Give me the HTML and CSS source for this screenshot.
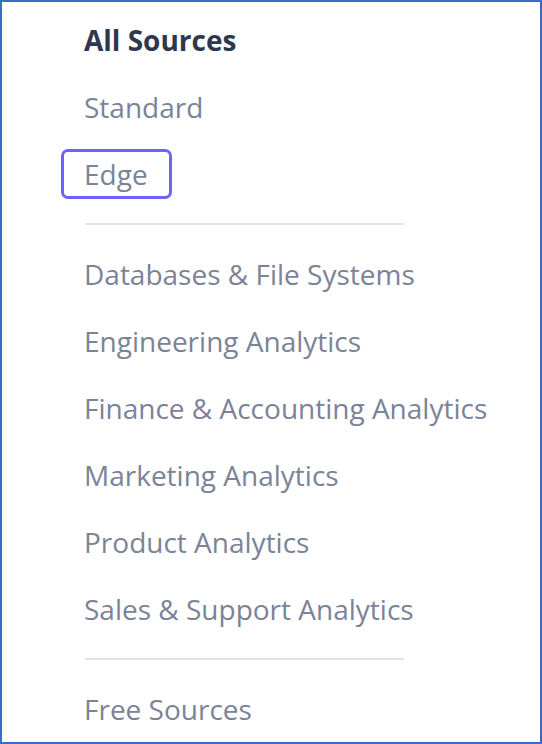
FILE: index.html
```html
<!DOCTYPE html>
<html lang="en">
<head>
<meta charset="utf-8">
<title>Sources</title>
<link rel="stylesheet" href="styles.css">
</head>
<body>
<div class="frame">
  <nav class="menu">
    <ul class="group">
      <li><a class="item active" href="#">All Sources</a></li>
      <li><a class="item" href="#">Standard</a></li>
      <li><a class="item focused" href="#">Edge</a></li>
    </ul>
    <hr class="divider">
    <ul class="group">
      <li><a class="item" href="#">Databases &amp; File Systems</a></li>
      <li><a class="item" href="#">Engineering Analytics</a></li>
      <li><a class="item" href="#">Finance &amp; Accounting Analytics</a></li>
      <li><a class="item" href="#">Marketing Analytics</a></li>
      <li><a class="item" href="#">Product Analytics</a></li>
      <li><a class="item" href="#">Sales &amp; Support Analytics</a></li>
    </ul>
    <hr class="divider">
    <ul class="group">
      <li><a class="item" href="#">Free Sources</a></li>
    </ul>
  </nav>
</div>
</body>
</html>
```
FILE: styles.css
```css
* { box-sizing: border-box; }
html, body { margin: 0; padding: 0; background: #ffffff; }
.frame {
  width: 542px;
  height: 744px;
  border: 2px solid #3b6cc9;
  overflow: hidden;
  font-family: "Open Sans", "Noto Sans", sans-serif;
}
.menu {
  padding: 13px 0 0 82px;
}
.group {
  list-style: none;
  margin: 0;
  padding: 0;
  display: flex;
  flex-direction: column;
  gap: 17px;
}
.item {
  display: inline-block;
  height: 50px;
  line-height: 50px;
  padding: 0 24px 0 23px;
  margin-left: -23px;
  font-size: 28px;
  color: #7b8397;
  text-decoration: none;
  border-radius: 7px;
  white-space: nowrap;
}
.item.active {
  font-weight: 700;
  color: #2e384c;
}
.item.focused {
  box-shadow: inset 0 0 0 3px #6c63f7;
}
.divider {
  width: 319px;
  height: 2px;
  border: 0;
  margin: 24px 0 24px 1px;
  background: #e1e4e9;
}
```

-=-=-=-=-

◆ **TO BE DONE**: Quote each line of the listing exactly, but leave the pictures out.

◆ **RIGHT ANSWER**:
Give me the HTML and CSS source for this screenshot.
FILE: index.html
```html
<!DOCTYPE html>
<html lang="en">
<head>
<meta charset="utf-8">
<title>Sources</title>
<link rel="stylesheet" href="styles.css">
</head>
<body>
<div class="frame">
  <nav class="menu">
    <ul class="group">
      <li><a class="item active" href="#">All Sources</a></li>
      <li><a class="item" href="#">Standard</a></li>
      <li><a class="item focused" href="#">Edge</a></li>
    </ul>
    <hr class="divider">
    <ul class="group">
      <li><a class="item" href="#">Databases &amp; File Systems</a></li>
      <li><a class="item" href="#">Engineering Analytics</a></li>
      <li><a class="item" href="#">Finance &amp; Accounting Analytics</a></li>
      <li><a class="item" href="#">Marketing Analytics</a></li>
      <li><a class="item" href="#">Product Analytics</a></li>
      <li><a class="item" href="#">Sales &amp; Support Analytics</a></li>
    </ul>
    <hr class="divider">
    <ul class="group">
      <li><a class="item" href="#">Free Sources</a></li>
    </ul>
  </nav>
</div>
</body>
</html>
```
FILE: styles.css
```css
* { box-sizing: border-box; }
html, body { margin: 0; padding: 0; background: #ffffff; }
.frame {
  width: 542px;
  height: 744px;
  border: 2px solid #3b6cc9;
  overflow: hidden;
  font-family: "Open Sans", "Noto Sans", sans-serif;
}
.menu {
  padding: 13px 0 0 82px;
}
.group {
  list-style: none;
  margin: 0;
  padding: 0;
  display: flex;
  flex-direction: column;
  gap: 17px;
}
.item {
  display: inline-block;
  height: 50px;
  line-height: 50px;
  padding: 0 24px 0 23px;
  margin-left: -23px;
  font-size: 28px;
  color: #7b8397;
  text-decoration: none;
  border-radius: 7px;
  white-space: nowrap;
}
.item.active {
  font-weight: 700;
  color: #2e384c;
}
.item.focused {
  box-shadow: inset 0 0 0 3px #6c63f7;
}
.divider {
  width: 319px;
  height: 2px;
  border: 0;
  margin: 24px 0 24px 1px;
  background: #e1e4e9;
}
```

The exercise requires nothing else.